Gabriele Sandri. La morte di un cittadino per mano di uno sceriffo.

In un mondo che sembra non fermarsi mai, la morte ha ancora il potere di fermare il tempo, di sospenderlo, almeno all’apparenza.

Gli spazi che si aprono di fronte ad un evento luttuoso possono essere riempiti di retorica, slogan o parole pensate più per la pancia che per il cervello di chi ascolta. Oppure? Oppure possono diventare un momento di riflessione collettiva, per capire quello che è successo, perchè si trovi un senso universale, da condividere con gli altri, perchè non rimanga una morte vana.

L’analisi logica, razionale dei fatti è l’unica via percorribile per chi non vuole cadere vittima di una facile retorica, creando un’aurea sacra che si consuma all’interno dei propri confini, lasciando i più orfani di un senso, uno spendibile per la loro esperienza.

L’unico percorso che permette di non credere ad una visione dicotomica e semplicistica che divide il mondo in due, il bianco e il nero, il buono e il cattivo.

Non voglio credere che ci sia qualcosa di sacro nella morte di Gabriele, non voglio credere che si voglia riassumere la vita, di un ragazzo di 26 anni in una sciarpa, che lo si voglia immolare. A cosa poi? Al Dio calcio e alle sue fedi?

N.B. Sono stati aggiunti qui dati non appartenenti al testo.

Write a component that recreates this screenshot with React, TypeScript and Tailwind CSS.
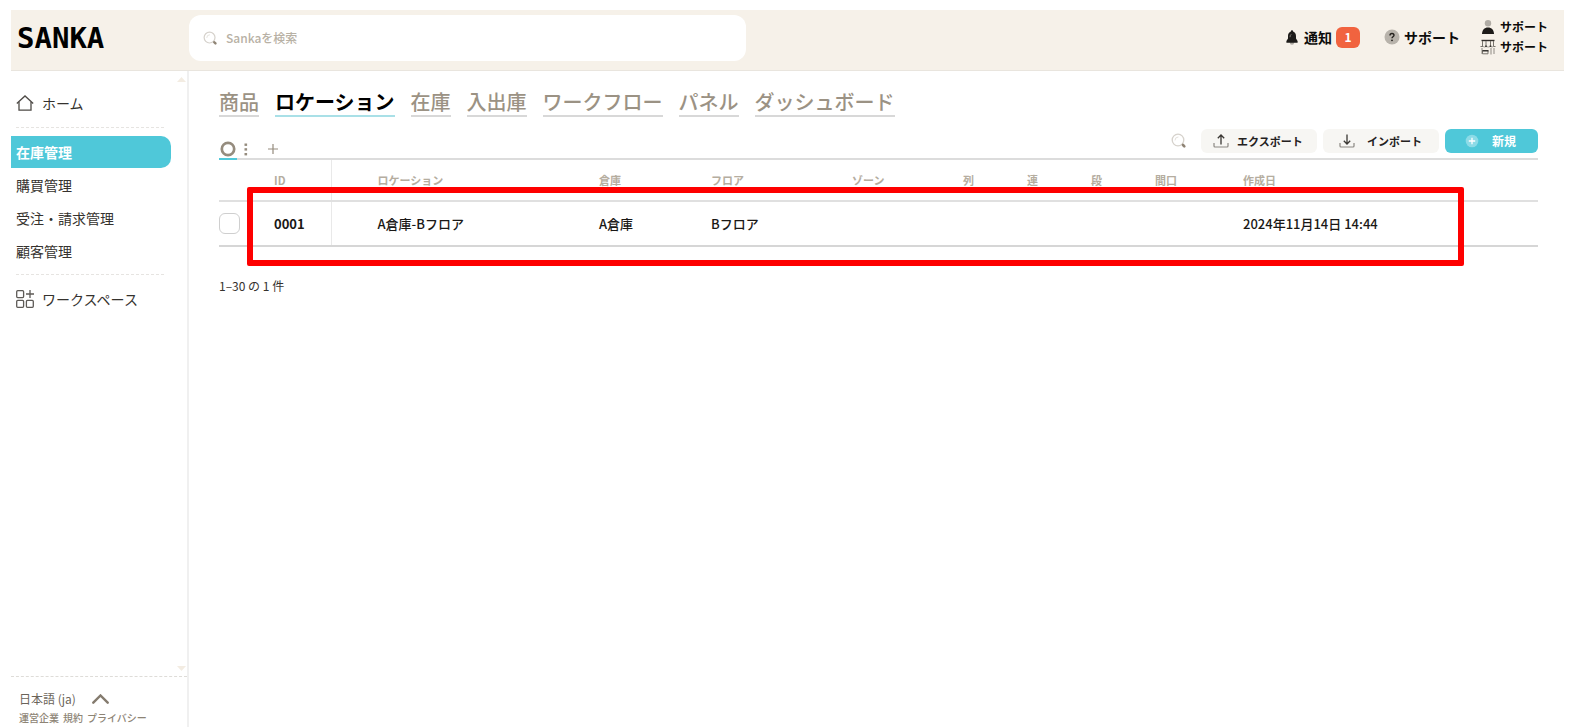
import type { ReactNode } from "react";

function SearchIcon({ size }: { size: number }) {
  return (
    <svg width={size} height={size} viewBox="0 0 16 16" fill="none" aria-hidden="true">
      <circle cx="7" cy="7" r="5.8" stroke="#d6d2cc" strokeWidth="1.3" />
      <path d="M4 7a3 3 0 0 1 3-3" stroke="#e4e1dc" strokeWidth="1" strokeLinecap="round" />
      <path d="M11.2 11.2l.8.8" stroke="#b9b2a8" strokeWidth="1.2" />
      <path d="M12 12l1.3 1.3" stroke="#8f8475" strokeWidth="2.6" strokeLinecap="round" />
    </svg>
  );
}

function BellIcon() {
  return (
    <svg width="12" height="15" viewBox="0 0 12 15" aria-hidden="true">
      <circle cx="6" cy="12.6" r="2.2" fill="#aaa69f" />
      <path d="M6 .3c.8 0 1.1.6 1.1 1.3C9 2.2 10 3.9 10 6v2.6L11.6 11v1.8H.4V11L2 8.6V6c0-2.1 1-3.8 2.9-4.4C4.9.9 5.2.3 6 .3z" fill="#1d1b19" />
      <path d="M4 7.2c0-1.3.4-2.2 1.2-2.9" stroke="#8d8a85" strokeWidth=".9" fill="none" />
    </svg>
  );
}

function HelpIcon() {
  return (
    <svg width="16" height="16" viewBox="0 0 16 16" fill="none" aria-hidden="true">
      <circle cx="8" cy="8" r="7.5" fill="#b8b3ab" />
      <path d="M6 6.5C6 5.2 6.9 4.5 8 4.5s2 .7 2 1.8c0 1.500-2 1.500-2 3" stroke="#24211d" strokeWidth="1.4" />
      <circle cx="8" cy="11.3" r=".9" fill="#24211d" />
    </svg>
  );
}

function UserIcon() {
  return (
    <svg width="16" height="16" viewBox="0 0 16 16" aria-hidden="true">
      <circle cx="8" cy="4.2" r="3.2" fill="#b0aca5" />
      <path d="M2 15c0-4 2.400-6.600 6-6.600s6 2.600 6 6.600z" fill="#1d1b19" />
    </svg>
  );
}

function ShopIcon() {
  return (
    <svg width="16" height="16" viewBox="0 0 16 16" fill="none" aria-hidden="true">
      <path d="M1.5 1.5h13" stroke="#33302c" strokeWidth="1.4" />
      <path d="M2.500 2v5.500M6 2v5M10.500 2v5M13.500 2v5.500" stroke="#77736c" />
      <path d="M.5 7.500h2.500M13 7.500h2.500" stroke="#77736c" />
      <path d="M3 7.500q1.500 1 3 0M6 7.500q2.200 1 4.500 0M10.500 7.500q1.500 1 3 0" stroke="#a29e97" />
      <path d="M5.200 7.300h1.600M9.700 7.300h1.600" stroke="#33302c" strokeWidth="1.4" />
      <path d="M2 9v6M11 9v6.500M14 9v6" stroke="#8e8a83" />
      <path d="M2.500 11.500h5.500V14.800h-5.500z" stroke="#77736c" />
      <path d="M2.500 11.800h6" stroke="#33302c" strokeWidth="1.4" />
    </svg>
  );
}

function HomeIcon() {
  return (
    <svg width="18" height="16" viewBox="0 0 18 16" fill="none" stroke="#4d4a46" strokeWidth="1.3" aria-hidden="true">
      <path d="M.8 8.400L9 .9l8.200 7.500" />
      <path d="M3 7v8.200h12V7" />
    </svg>
  );
}

function WorkspaceIcon() {
  return (
    <svg width="18" height="18" viewBox="0 0 18 18" fill="none" stroke="#5d5a56" strokeWidth="1.3" aria-hidden="true">
      <rect x=".7" y=".7" width="6.900" height="6.900" rx="1" />
      <rect x=".7" y="10.400" width="6.900" height="6.900" rx="1" />
      <rect x="10.400" y="10.400" width="6.900" height="6.900" rx="1" />
      <path d="M14 0v8M10 4h8" />
    </svg>
  );
}

function TransferIcon({ up }: { up?: boolean }) {
  return (
    <svg width="16" height="14" viewBox="0 0 16 14" fill="none" aria-hidden="true">
      <path d="M1 9v3q0 1 1 1h12q1 0 1-1V9" stroke="#8b8883" strokeWidth="1.2" />
      <path d={up ? "M8 10.500V1M4.800 4.200L8 1l3.200 3.200" : "M8 .5v9.500M4.800 6.800L8 10l3.200-3.200"} stroke="#3a3733" strokeWidth="1.3" />
    </svg>
  );
}

function AddIcon() {
  return (
    <svg width="14" height="14" viewBox="0 0 14 14" aria-hidden="true">
      <circle cx="7" cy="7" r="6.3" fill="#8cdbe7" />
      <path d="M7 3.800v6.400M3.800 7h6.400" stroke="#fff" strokeWidth="1.3" />
    </svg>
  );
}

const tabs = ["商品", "ロケーション", "在庫", "入出庫", "ワークフロー", "パネル", "ダッシュボード"];
const sections = ["在庫管理", "購買管理", "受注・請求管理", "顧客管理"];

function Header() {
  return (
    <header className="flex h-[61px] items-start border-b border-[#e9e5de] bg-[#f6f1e9] pr-4 pl-1.5">
      <a href="#" className="mt-3 w-[172px] shrink-0 font-['DejaVu_Sans_Mono',monospace] text-[29px] leading-8 font-bold text-black">
        SANKA
      </a>
      <label className="mt-[5px] flex h-[46px] w-[557px] items-center gap-2 rounded-xl bg-white px-3.5">
        <SearchIcon size={15} />
        <input type="search" aria-label="Sankaを検索" placeholder="Sankaを検索" className="min-w-0 flex-1 text-xs font-medium outline-none placeholder:text-[#b8b1a5]" />
      </label>
      <nav className="ml-auto flex items-start text-sm font-bold text-[#0d0c0b]">
        <a href="#" className="mt-[17px] flex items-center gap-1.5">
          <BellIcon />
          <span className="flex items-center gap-1">
            通知
            <span className="-my-px flex h-[21px] w-6 items-center justify-center rounded-md bg-[#f1633f] text-xs text-white">1</span>
          </span>
        </a>
        <a href="#" className="mt-[17px] ml-6 flex items-center gap-1">
          <HelpIcon />
          サポート
        </a>
        <div className="mt-[7px] ml-5 flex flex-col text-xs leading-5">
          <a href="#" className="flex items-center gap-1">
            <UserIcon />
            サポート
          </a>
          <a href="#" className="flex items-center gap-1">
            <ShopIcon />
            サポート
          </a>
        </div>
      </nav>
    </header>
  );
}

function Sidebar() {
  return (
    <aside className="flex w-[178px] shrink-0 flex-col border-r-2 border-[#f0f0f0] text-sm text-[#35322e]">
      <svg className="mt-1.5 mr-px self-end" width="9" height="5" viewBox="0 0 9 5" aria-hidden="true">
        <path d="M4.500 0L9 5H0z" fill="#f3ece2" />
      </svg>
      <nav className="flex flex-col">
        <a href="#" className="mt-[11px] flex h-5 items-center gap-2 pl-[5px]">
          <HomeIcon />
          ホーム
        </a>
        <hr className="mt-3.5 mr-[23px] ml-[5px] border-dashed border-[#e6e4e1]" />
        <ul className="mt-2 flex flex-col gap-px">
          {sections.map((name, i) => (
            <li key={name}>
              <a
                href="#"
                className={
                  i === 0
                    ? "mr-4 flex h-8 items-center rounded-r-[10px] bg-[#4fc8d9] pl-[5px] font-bold text-white"
                    : "mr-4 flex h-8 items-center pl-[5px]"
                }
              >
                {name}
              </a>
            </li>
          ))}
        </ul>
        <hr className="mt-[7px] mr-[23px] ml-[5px] border-dashed border-[#e6e4e1]" />
        <a href="#" className="mt-3.5 flex h-5 items-center gap-2 pl-[5px]">
          <WorkspaceIcon />
          ワークスペース
        </a>
      </nav>
      <svg className="mt-auto mr-px self-end" width="9" height="5" viewBox="0 0 9 5" aria-hidden="true">
        <path d="M0 0h9L4.500 5z" fill="#f3ece2" />
      </svg>
      <div className="mt-[5px] border-t border-dashed border-[#dedcd8] px-2 pt-3 text-[#6b645a]">
        <button type="button" className="flex items-center gap-4 text-xs leading-5">
          日本語 (ja)
          <svg width="17" height="10" viewBox="0 0 17 10" fill="none" stroke="#847b6e" strokeWidth="2.4" strokeLinecap="round" aria-hidden="true">
            <path d="M1.300 8.700L8.500 1.500l7.200 7.200" />
          </svg>
        </button>
        <div className="flex gap-1 text-[10px] leading-[18px] font-medium text-[#8d8475]">
          <a href="#">運営企業</a>
          <a href="#">規約</a>
          <a href="#">プライバシー</a>
        </div>
      </div>
    </aside>
  );
}

function ActionButton({ children }: { children: ReactNode }) {
  return (
    <button type="button" className="flex h-6 w-[116px] items-center gap-2 rounded-md bg-[#f7f6f3] px-3">
      {children}
    </button>
  );
}

function Toolbar() {
  return (
    <div className="mt-3 flex h-[31px] items-start border-b-2 border-[#dcdcdc]">
      <div className="-mb-0.5 flex self-end text-[#958c7e]">
        <button type="button" aria-label="ビュー" className="flex h-[21px] w-[18px] justify-center border-b-2 border-[#4fc8d9] pt-0.5">
          <svg width="16" height="16" viewBox="0 0 16 16" fill="none" aria-hidden="true">
            <circle cx="8" cy="8" r="6.2" stroke="currentColor" strokeWidth="2.7" />
          </svg>
        </button>
        <button type="button" aria-label="メニュー" className="ml-[7px] flex w-1 pt-1">
          <svg width="4" height="13" viewBox="0 0 4 13" fill="currentColor" aria-hidden="true">
            <rect x=".5" y=".5" width="2.600" height="2.400" />
            <rect x=".5" y="5.200" width="2.600" height="2.400" />
            <rect x=".5" y="10" width="2.600" height="2.400" />
          </svg>
        </button>
        <button type="button" aria-label="追加" className="ml-5 flex pt-[5px]">
          <svg width="10" height="10" viewBox="0 0 10 10" stroke="currentColor" strokeWidth="1.2" aria-hidden="true">
            <path d="M5 0v10M0 5h10" />
          </svg>
        </button>
      </div>
      <div className="ml-auto flex items-center gap-1.5 text-[11px] font-bold text-[#24211e]">
        <button type="button" aria-label="検索" className="mr-2">
          <SearchIcon size={16} />
        </button>
        <ActionButton>
          <TransferIcon up />
          エクスポート
        </ActionButton>
        <button type="button" className="flex h-6 w-[116px] items-center gap-3 rounded-md bg-[#f7f6f3] px-4">
          <TransferIcon />
          インポート
        </button>
        <button type="button" className="flex h-6 w-[93px] items-center justify-between rounded-md bg-[#4fc8d9] pr-[22px] pl-5 text-xs text-white">
          <AddIcon />
          新規
        </button>
      </div>
    </div>
  );
}

function LocationTable() {
  return (
    <div className="relative">
      <table className="w-full table-fixed border-collapse text-left">
        <colgroup>
          <col className="w-[55px]" />
          <col className="w-[57px]" />
          <col className="w-[268px]" />
          <col className="w-[112px]" />
          <col className="w-[141px]" />
          <col className="w-[111px]" />
          <col className="w-16" />
          <col className="w-16" />
          <col className="w-16" />
          <col className="w-[88px]" />
          <col />
        </colgroup>
        <thead>
          <tr className="h-[41px] border-b-2 border-[#e0e0e0] text-[11px] text-[#b5ad9f] [&>th]:p-0 [&>th]:font-bold">
            <th aria-label="選択" />
            <th className="border-r border-[#e9e9e9]">ID</th>
            <th><span className="pl-[46px]">ロケーション</span></th>
            <th>倉庫</th>
            <th>フロア</th>
            <th>ゾーン</th>
            <th>列</th>
            <th>連</th>
            <th>段</th>
            <th>間口</th>
            <th>作成日</th>
          </tr>
        </thead>
        <tbody>
          <tr className="h-[45px] border-b-2 border-[#d6d6d6] text-[13px] font-medium text-[#1a1816] [&>td]:p-0">
            <td>
              <input type="checkbox" aria-label="0001を選択" className="block size-[21px] appearance-none rounded-md border border-[#cfcfcf] bg-white" />
            </td>
            <td className="border-r border-[#e9e9e9] font-bold">0001</td>
            <td><span className="pl-[46px]">A倉庫-Bフロア</span></td>
            <td>A倉庫</td>
            <td>Bフロア</td>
            <td />
            <td />
            <td />
            <td />
            <td />
            <td>2024年11月14日 14:44</td>
          </tr>
        </tbody>
      </table>
      <div className="pointer-events-none absolute top-[27px] right-[74px] left-7 h-[79px] rounded-xs border-6 border-[#fe0000]" />
    </div>
  );
}

export default function App() {
  return (
    <div className="flex min-h-screen flex-col bg-white pt-2.5 pr-[7px] pl-[11px] font-['Noto_Sans_CJK_JP',sans-serif]">
      <Header />
      <div className="flex flex-1">
        <Sidebar />
        <main className="min-w-0 flex-1 pt-[18px] pr-[26px] pl-[30px]">
          <nav className="flex gap-4 text-xl leading-[26px] font-medium text-[#9b9284]">
            {tabs.map((name, i) => (
              <a
                key={name}
                href="#"
                className={i === 1 ? "border-b-2 border-[#a9e0e7] font-bold text-black" : "border-b-2 border-[#d8d8d8]"}
              >
                {name}
              </a>
            ))}
          </nav>
          <Toolbar />
          <LocationTable />
          <p className="mt-[29px] text-xs leading-5 text-[#35322e]">1–30 の 1 件</p>
        </main>
      </div>
    </div>
  );
}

L’11 Novembre del 2007 è  stato ucciso un cittadino, l’ennesimo, un nostro coetaneo, un figlio, un fratello, un dj, un amico, un lavoratore, e sì, anche, anche un tifoso.

E allora non devono interessarci i dettagli, le bugie, gli ennesimi quanto goffi tentativi di insabbiamento, le spranghe, i sassi nelle tasche, se dormiva o era sveglio, i passamontagna, gli insulti, le possibili deviazioni del proiettile, se le mani erano giunte o le braccia tese, questo è materiale da tribunale.

Non aggiungono nulla a ciò che tutti han visto e capito fin da subito, su quell’autostrada, che è una delle più trafficate d’Italia, sotto quello che era il giovane sole mattutino di quell’11 Novembre del 2007.

E’ roba da tribunali, l’unico luogo preposto, in cui si deve riuscire nel tentativo di trasformare le ipotesi, le sensazioni, i ricordi in prove, prove che portino ad una sentenza che renda giustizia. Sapendo già che nessuna pena potrà mai curare un’assenza.

Forse la fortuna di Gabriele, rispetto ad altri, è il palcoscenico sul quale si è consumato il suo omicidio, non le mura di un carcere, non una stanzetta di una Questura, dentro stanze piene solo di occhi complici, ma su un’autostrada, esposto agli occhi di testimoni ignari.

Si deve capire, riuscire a comprendere le cause, il perchè un agente della Polizia Stradale si è comportato da sceriffo, scambiando la sua Beretta d’ordinanza per una Smith & Wesson, un’autostrada per un piazzale polveroso da Far West e una macchina carica di ragazzi, per una carovana di banditi da fermare a colpi di pistola.

La morte per omicidio, per quanto tremenda, è un evento umano, possibile, in fondo forse, col tempo e la riflessione, anche comprensibile, magari una insopportabile, ma possibile comprensione .

Ciò che resta incomprensibile è il meccanismo oscurantista che si mette in moto puntuale, in maniera uguale e sistematica, ogni volta che esponenti delle forze dell’ordine, abusando del potere loro concesso, si trasformano da tutori a assassini, tanto in fretta da farsi trovare ancora in divisa.